Now Steve found his rhythm and over the next hour he land two more good jewfish. I was getting just a little jealous and beginning to wish I had never mentioned soft plastics. I had been fishing all through and had had a few bites but could not seem to hook up. I put on a GULP 5” Jerkshad in the Smelt colour and just dropped it straight down beside the rocks and counted to 10. My lure would either be snagged or get a fish and luckily for me, it was the latter. It fought hard initially but I had the heavy rod and it soon tired. With the sea fairly flat I climbed down the stepped rocks to the water and lifted the fish clear. It was another jewfish, just on 65cm.
I continued fishing around that same ledge. I lost a few jigheads and plastics to the rocks and swapped down to a lighter, 20lb fluorocarbon leader.
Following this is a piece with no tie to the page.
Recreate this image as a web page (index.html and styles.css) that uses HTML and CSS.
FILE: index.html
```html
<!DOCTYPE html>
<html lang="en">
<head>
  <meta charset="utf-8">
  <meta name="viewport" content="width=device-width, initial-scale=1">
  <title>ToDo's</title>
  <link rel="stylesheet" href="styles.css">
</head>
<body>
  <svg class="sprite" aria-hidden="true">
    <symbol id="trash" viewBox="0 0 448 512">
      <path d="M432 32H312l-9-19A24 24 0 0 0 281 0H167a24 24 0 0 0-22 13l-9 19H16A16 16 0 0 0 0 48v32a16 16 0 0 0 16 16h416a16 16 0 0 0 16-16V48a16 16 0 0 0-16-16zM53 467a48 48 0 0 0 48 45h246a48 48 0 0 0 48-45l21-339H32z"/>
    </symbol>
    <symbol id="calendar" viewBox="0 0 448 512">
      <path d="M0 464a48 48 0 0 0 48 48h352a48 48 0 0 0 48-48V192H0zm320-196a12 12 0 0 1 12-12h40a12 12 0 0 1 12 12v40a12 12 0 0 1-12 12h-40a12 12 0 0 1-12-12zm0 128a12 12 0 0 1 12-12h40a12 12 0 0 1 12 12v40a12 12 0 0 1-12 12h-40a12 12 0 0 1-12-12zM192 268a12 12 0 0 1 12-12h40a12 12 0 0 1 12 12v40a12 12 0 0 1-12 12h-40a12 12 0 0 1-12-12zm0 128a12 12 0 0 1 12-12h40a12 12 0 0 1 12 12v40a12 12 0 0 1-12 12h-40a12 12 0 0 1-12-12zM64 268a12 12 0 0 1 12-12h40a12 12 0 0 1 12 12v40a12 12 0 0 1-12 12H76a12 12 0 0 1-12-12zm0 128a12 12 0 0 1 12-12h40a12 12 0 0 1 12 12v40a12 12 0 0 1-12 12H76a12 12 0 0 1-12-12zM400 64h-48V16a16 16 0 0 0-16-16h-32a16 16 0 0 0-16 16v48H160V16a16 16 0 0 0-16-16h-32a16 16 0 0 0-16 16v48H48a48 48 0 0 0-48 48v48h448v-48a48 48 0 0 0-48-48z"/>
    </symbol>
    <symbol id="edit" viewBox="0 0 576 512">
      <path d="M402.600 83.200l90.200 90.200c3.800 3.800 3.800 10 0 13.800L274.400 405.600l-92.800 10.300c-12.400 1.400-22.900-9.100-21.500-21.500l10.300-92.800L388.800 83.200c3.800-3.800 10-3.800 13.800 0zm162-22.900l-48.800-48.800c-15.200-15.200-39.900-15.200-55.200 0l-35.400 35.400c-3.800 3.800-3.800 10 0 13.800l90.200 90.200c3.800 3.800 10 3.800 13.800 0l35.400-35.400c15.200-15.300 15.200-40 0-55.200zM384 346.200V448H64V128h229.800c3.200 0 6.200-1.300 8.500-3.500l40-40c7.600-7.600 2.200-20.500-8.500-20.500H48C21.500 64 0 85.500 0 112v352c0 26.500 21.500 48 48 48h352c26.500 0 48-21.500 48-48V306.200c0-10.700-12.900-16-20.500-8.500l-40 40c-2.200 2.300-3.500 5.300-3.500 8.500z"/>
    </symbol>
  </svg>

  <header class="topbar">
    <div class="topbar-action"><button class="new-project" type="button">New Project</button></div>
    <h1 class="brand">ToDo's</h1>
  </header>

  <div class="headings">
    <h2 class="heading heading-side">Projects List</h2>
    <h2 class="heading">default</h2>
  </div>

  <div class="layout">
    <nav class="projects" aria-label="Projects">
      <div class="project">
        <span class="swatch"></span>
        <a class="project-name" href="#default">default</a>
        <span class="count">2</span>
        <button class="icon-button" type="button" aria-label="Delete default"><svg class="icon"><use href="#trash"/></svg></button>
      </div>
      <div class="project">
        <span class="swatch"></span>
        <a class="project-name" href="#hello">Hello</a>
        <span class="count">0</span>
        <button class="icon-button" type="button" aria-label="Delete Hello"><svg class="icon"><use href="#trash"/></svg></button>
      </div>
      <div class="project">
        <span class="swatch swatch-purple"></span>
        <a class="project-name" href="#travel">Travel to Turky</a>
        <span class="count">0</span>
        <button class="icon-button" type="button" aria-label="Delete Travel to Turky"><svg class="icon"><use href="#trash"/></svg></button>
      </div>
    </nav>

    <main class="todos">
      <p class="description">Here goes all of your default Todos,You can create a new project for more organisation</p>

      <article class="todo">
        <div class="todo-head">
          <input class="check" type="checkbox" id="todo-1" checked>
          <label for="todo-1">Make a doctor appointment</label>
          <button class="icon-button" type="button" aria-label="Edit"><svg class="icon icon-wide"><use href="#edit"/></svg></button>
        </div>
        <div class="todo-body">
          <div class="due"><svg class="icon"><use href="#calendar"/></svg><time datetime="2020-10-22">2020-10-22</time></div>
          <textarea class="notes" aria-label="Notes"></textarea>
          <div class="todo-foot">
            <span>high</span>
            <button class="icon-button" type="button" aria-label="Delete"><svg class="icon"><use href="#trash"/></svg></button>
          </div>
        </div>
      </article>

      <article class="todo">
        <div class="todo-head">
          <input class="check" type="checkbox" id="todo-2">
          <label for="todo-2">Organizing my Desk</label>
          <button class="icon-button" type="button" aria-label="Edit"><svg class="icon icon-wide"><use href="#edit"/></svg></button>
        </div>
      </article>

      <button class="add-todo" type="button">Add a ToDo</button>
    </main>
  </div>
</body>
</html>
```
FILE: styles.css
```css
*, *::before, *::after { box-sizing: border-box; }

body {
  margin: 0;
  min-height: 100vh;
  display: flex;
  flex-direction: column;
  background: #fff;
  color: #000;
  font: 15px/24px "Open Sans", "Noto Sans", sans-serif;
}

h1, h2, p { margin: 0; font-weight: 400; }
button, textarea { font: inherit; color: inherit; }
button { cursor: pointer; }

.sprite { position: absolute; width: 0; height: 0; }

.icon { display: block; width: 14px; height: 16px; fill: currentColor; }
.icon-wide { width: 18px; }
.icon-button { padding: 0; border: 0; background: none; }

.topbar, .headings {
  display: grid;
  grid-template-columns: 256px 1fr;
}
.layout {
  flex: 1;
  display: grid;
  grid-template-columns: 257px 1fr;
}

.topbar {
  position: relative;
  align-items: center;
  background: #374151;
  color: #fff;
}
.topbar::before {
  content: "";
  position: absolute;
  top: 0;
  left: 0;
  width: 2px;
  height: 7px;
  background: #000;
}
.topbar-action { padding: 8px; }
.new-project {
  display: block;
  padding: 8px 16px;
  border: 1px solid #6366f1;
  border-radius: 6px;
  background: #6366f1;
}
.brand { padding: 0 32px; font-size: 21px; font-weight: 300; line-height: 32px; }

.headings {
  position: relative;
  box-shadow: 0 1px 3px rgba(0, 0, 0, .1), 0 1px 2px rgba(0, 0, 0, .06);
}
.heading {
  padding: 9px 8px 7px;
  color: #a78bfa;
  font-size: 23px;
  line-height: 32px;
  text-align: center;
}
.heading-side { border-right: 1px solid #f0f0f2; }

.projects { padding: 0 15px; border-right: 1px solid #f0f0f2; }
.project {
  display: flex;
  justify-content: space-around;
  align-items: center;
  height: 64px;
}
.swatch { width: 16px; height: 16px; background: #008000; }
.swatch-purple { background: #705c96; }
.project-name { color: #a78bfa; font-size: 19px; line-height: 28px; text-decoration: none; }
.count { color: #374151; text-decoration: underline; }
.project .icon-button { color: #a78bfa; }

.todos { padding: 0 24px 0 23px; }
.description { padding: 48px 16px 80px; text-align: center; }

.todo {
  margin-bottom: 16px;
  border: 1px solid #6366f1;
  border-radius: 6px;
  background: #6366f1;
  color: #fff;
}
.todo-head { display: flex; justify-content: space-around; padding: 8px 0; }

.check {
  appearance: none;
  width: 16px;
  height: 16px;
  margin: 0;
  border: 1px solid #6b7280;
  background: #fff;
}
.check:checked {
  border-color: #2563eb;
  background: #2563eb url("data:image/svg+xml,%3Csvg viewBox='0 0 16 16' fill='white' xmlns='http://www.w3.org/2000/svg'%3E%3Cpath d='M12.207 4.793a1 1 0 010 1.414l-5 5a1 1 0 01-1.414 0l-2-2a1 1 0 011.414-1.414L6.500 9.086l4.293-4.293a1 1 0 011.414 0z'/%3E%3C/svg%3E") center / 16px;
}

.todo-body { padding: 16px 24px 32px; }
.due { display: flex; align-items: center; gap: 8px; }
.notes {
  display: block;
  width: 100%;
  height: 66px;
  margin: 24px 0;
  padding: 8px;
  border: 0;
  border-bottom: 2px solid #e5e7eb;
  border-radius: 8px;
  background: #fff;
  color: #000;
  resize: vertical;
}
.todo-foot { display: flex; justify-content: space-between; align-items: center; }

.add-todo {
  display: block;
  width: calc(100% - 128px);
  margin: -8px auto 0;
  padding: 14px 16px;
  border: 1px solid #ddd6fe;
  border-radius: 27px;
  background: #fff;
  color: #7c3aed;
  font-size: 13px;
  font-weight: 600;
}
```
I was now using my old favorite GULP 4” Minnow in the Pearl Watermelon colour. At about 5.50 am there was a tug and then another and then line started peeling. This one wanted to swim out to sea initially and then turned north. I went with it and followed it round to the eastern edge of the platform. It was about the same size as the first and I soon had it up they rocks.
I swapped to a RAPALA SXR 12 for a bit and felt a few knocks from small Tailor but by 6.30am, the jewfish had gone off the bite. I fished on until eight, trying lighter gear but then, with the sun beating down, I cleaned the fish and went in search of a cold drink.
I know this fish was caught in NSW, but if you bring it back to QLD needs to be 75cm.
Not being a nanny, just saying.
Fair point , but how can the science support two very different size limits in such a small area? Fortunatey fisheries enjoy chasing around in their boats too much to set up a road block!